Weak uptake signals deeper problems
Beyond data governance concerns, the platform itself appears to be underperforming. According to NHS figures, fewer than a quarter of England’s 215 hospital trusts were actively using the FDP by the end of 2024. Even after NHS England contracted KPMG for an £8 million “adoption promotion” programme, Palantir claims only 72 trusts were live as of May 2025—still less than a third of the total.
Some trusts have been brutally candid about why they are refusing to adopt the system. Leeds Teaching Hospitals NHS Trust told NHS England in a private letter that using some FDP tools would cause it to “lose functionality rather than gain it.” Greater Manchester’s health authority reported there were “no products designed or produced by Palantir as part of the FDP programme that exceed local capability,” according to open letters from the NHS Chief Data and Analytical Officer Network.
The slow rollout matters because Palantir’s £330 million contract includes a break clause in February 2027—meaning NHS England will face a critical decision point within the coming year about whether to continue the relationship.
What the coalition is saying
The formal briefing document circulated by Medact and its supporting organisations—which includes Privacy International, the Good Law Project, Just Treatment, Corporate Watch, and the United Tech and Allied Workers Union—outlines four main objections: Palantir’s controversial track record, data security risks within the FDP, potential harm to patient trust in the NHS, and the risk that government departments could weaponise health data once Palantir’s infrastructure is in place.
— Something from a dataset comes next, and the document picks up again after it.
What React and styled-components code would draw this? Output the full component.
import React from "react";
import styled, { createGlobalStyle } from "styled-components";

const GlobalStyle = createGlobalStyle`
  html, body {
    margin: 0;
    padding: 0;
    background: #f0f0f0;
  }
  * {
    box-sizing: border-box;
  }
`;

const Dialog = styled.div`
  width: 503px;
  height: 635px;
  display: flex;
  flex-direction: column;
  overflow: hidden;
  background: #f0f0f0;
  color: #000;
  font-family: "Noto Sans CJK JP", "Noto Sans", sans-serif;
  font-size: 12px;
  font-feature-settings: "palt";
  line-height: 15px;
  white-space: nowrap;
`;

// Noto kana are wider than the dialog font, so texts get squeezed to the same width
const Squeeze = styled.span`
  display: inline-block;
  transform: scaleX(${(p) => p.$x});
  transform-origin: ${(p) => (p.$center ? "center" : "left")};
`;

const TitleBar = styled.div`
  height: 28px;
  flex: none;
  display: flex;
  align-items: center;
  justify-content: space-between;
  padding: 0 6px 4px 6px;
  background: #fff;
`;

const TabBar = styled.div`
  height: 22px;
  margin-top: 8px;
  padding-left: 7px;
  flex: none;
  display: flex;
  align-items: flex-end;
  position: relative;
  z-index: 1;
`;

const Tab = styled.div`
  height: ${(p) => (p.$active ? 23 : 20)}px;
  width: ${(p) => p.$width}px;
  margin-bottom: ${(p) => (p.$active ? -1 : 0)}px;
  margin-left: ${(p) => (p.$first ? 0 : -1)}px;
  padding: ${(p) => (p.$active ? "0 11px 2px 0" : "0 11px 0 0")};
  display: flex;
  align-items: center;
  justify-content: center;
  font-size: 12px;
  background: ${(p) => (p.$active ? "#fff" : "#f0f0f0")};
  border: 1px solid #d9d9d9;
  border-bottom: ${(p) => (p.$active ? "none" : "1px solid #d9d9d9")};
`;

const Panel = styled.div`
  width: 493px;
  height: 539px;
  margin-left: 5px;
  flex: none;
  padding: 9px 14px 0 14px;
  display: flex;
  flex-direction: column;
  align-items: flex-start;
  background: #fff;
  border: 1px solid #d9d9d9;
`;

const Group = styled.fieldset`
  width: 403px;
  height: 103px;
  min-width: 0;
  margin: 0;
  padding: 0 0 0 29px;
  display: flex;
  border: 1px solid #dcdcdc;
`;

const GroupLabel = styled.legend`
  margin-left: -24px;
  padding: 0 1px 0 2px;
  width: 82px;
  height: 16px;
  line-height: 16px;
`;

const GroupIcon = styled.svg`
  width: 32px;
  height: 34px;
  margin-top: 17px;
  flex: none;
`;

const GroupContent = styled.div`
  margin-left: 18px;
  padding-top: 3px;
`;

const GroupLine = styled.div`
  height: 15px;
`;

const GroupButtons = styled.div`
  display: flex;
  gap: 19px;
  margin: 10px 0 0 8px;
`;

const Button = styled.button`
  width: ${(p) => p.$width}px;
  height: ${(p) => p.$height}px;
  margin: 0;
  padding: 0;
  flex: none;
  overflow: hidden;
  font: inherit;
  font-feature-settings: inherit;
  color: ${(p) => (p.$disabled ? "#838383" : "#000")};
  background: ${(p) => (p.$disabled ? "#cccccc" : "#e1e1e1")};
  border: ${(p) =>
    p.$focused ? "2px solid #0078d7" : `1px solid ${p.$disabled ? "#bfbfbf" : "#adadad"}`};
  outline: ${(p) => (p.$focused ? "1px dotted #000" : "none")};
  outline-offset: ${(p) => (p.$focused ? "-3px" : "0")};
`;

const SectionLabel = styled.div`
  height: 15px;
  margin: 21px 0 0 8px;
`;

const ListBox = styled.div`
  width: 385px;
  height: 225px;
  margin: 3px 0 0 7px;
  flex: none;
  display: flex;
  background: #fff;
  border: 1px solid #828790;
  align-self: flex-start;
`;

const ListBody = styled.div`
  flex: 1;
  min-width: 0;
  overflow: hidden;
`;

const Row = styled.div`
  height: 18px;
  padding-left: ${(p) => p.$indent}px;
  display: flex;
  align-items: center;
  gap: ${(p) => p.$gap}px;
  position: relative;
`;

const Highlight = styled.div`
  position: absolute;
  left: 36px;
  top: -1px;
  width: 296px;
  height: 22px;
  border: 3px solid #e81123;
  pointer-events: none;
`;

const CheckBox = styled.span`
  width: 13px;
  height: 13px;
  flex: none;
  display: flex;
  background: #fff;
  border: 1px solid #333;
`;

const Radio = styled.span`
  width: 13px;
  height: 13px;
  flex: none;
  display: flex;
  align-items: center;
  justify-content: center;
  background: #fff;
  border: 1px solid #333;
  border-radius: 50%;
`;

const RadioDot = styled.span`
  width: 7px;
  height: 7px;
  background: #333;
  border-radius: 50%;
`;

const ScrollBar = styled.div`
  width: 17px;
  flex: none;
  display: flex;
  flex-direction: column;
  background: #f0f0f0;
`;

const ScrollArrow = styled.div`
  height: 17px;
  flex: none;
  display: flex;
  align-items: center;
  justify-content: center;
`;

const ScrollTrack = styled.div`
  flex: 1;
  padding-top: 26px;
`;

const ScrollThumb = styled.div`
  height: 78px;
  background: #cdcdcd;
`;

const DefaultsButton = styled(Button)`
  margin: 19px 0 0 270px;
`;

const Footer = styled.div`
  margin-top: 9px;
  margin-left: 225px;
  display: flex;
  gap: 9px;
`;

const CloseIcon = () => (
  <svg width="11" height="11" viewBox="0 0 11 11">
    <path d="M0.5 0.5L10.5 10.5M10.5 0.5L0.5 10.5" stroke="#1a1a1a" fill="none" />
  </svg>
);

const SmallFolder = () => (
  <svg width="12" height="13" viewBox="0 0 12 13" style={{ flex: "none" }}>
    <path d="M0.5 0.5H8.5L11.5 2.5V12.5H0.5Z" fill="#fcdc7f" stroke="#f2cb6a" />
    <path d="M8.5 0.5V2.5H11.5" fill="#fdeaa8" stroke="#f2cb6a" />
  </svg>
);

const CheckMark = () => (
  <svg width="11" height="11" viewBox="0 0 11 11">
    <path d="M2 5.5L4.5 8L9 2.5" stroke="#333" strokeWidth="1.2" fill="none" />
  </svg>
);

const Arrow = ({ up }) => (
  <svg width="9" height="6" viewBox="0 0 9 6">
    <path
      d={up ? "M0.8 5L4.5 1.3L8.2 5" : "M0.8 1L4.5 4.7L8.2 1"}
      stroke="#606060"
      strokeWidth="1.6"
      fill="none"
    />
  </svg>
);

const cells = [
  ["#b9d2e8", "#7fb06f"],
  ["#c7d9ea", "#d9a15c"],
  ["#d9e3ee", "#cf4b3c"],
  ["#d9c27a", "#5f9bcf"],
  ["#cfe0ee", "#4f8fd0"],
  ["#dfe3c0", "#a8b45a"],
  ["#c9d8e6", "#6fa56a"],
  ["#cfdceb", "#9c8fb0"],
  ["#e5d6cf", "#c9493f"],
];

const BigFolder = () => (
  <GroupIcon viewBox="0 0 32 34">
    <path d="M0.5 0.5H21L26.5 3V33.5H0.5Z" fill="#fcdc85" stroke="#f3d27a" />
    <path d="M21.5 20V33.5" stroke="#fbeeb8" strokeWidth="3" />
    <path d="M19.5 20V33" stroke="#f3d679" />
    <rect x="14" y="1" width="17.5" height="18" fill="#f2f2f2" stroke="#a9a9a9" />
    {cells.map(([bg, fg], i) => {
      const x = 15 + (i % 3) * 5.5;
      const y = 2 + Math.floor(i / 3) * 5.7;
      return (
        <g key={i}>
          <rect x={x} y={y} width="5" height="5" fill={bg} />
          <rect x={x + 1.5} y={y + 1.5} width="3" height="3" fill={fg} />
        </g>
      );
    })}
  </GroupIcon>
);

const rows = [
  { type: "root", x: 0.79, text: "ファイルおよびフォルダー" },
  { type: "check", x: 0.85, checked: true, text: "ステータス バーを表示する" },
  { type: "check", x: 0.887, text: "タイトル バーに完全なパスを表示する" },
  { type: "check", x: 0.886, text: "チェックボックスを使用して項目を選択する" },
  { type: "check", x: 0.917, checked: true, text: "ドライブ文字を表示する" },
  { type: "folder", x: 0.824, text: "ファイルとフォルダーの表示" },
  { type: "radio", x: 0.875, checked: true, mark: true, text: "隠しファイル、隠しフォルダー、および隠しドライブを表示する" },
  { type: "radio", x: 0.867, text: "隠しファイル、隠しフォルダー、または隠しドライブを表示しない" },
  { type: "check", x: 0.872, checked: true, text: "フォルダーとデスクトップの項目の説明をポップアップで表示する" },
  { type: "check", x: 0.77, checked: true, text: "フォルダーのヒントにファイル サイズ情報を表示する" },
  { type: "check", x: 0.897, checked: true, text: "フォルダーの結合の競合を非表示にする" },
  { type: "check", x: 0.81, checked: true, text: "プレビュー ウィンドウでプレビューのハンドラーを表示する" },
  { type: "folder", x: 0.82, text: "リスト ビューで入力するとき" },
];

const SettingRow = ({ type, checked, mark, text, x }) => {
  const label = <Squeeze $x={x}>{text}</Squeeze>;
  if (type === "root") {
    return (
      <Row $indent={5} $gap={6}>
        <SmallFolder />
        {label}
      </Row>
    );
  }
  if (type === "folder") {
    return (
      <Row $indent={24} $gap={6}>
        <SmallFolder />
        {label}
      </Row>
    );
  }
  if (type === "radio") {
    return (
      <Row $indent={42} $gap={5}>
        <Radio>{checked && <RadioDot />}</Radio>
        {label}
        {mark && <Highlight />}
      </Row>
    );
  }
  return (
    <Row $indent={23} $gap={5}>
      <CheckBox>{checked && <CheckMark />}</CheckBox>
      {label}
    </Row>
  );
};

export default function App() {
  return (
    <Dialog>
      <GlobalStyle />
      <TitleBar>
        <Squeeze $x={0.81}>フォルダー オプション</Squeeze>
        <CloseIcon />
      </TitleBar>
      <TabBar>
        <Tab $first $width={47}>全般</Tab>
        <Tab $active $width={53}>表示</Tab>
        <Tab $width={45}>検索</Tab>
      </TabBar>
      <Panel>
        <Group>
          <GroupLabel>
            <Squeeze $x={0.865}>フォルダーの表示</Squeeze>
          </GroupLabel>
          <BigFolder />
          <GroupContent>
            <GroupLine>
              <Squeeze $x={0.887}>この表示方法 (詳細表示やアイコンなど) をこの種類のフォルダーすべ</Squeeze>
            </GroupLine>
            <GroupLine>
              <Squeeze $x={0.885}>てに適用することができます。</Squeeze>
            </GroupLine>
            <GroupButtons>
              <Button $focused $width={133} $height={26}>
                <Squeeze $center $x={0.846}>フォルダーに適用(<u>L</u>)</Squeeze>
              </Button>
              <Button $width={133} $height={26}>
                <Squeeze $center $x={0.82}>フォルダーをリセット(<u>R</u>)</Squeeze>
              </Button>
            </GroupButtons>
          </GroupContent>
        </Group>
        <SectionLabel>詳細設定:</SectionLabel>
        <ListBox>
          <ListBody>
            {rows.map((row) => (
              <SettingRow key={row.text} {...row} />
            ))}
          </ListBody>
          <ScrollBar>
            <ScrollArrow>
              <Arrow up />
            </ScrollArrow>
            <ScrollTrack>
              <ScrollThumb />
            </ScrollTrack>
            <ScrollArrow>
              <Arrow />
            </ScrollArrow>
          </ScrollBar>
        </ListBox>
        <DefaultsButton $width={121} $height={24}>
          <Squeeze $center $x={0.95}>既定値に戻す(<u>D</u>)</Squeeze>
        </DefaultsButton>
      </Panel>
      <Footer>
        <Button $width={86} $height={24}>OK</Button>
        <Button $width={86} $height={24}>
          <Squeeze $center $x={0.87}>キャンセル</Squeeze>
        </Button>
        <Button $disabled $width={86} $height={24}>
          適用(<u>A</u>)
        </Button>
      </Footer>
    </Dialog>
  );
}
“We know the FDP rollout is not going to plan, and we know that NHS England is under intense pressure to cancel the contract when it reaches its break clause in February 2027,” said Rhiannon Osborne of Medact. “Fifty thousand patients have written formal complaints to their hospitals. It’s a key time for local hospitals to exercise their autonomy.”
The coalition’s message to NHS trusts emphasises that hospitals have the legal autonomy to refuse NHS England’s directive, which was framed as planning guidance rather than an enforceable instruction.
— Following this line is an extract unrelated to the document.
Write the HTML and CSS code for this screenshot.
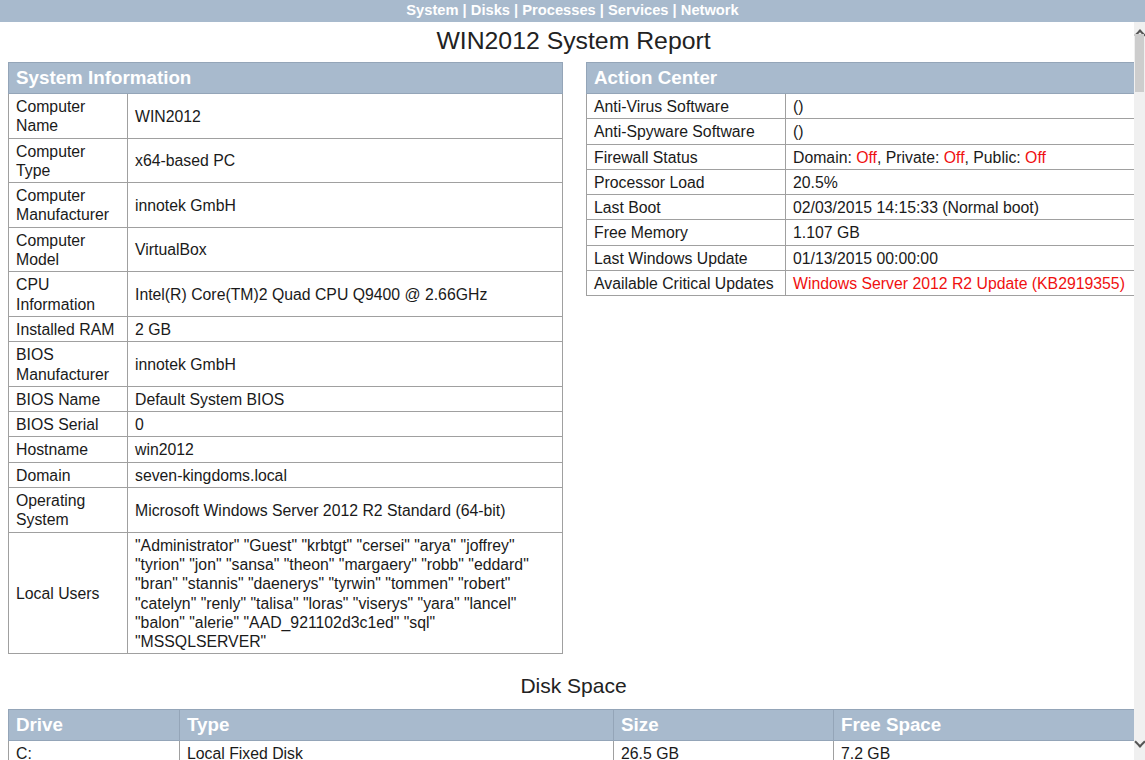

Palantir has defended its work, stating that its software “is helping to deliver better public services in the UK,” including NHS operations and policing applications. The company denies allegations that its platform has been deployed for predictive policing workflows.
Source: @bmj_latest
Key Takeaways
- A coalition of health, human rights, and patient organisations has urged all NHS trusts in England to refuse to adopt Palantir’s Federated Data Platform, citing patient trust concerns and the company’s past work with US immigration enforcement
- The BMA is advising its 200,000 members to explore refusing non-clinical use of the platform and calling for a complete end to Palantir contracts with the NHS
- Adoption remains slow, with fewer than a third of hospital trusts actively using the system more than two years after the £330 million contract was awarded
- Concerns centre on whether NHS data could be accessed by the Home Office, police, or future governments once Palantir infrastructure is embedded in the health service
What This Means for Kent Residents
For patients across Kent and Medway, this controversy raises important questions about NHS data governance. Kent and Medway NHS Trust, which serves over 1.7 million people, will need to decide whether to adopt the FDP platform. If your local hospital is considering implementation, you have the right to know how your data will be protected and whether it could be shared with government agencies beyond healthcare purposes.
If you have concerns about how your NHS data is being used or stored, you can request information from your local trust’s data protection officer or contact NHS England’s patient information team. Your GP practice can also explain their data-sharing policies upon request. As the debate around this contract intensifies ahead of the February 2027 break clause, patient voices matter in shaping NHS technology decisions.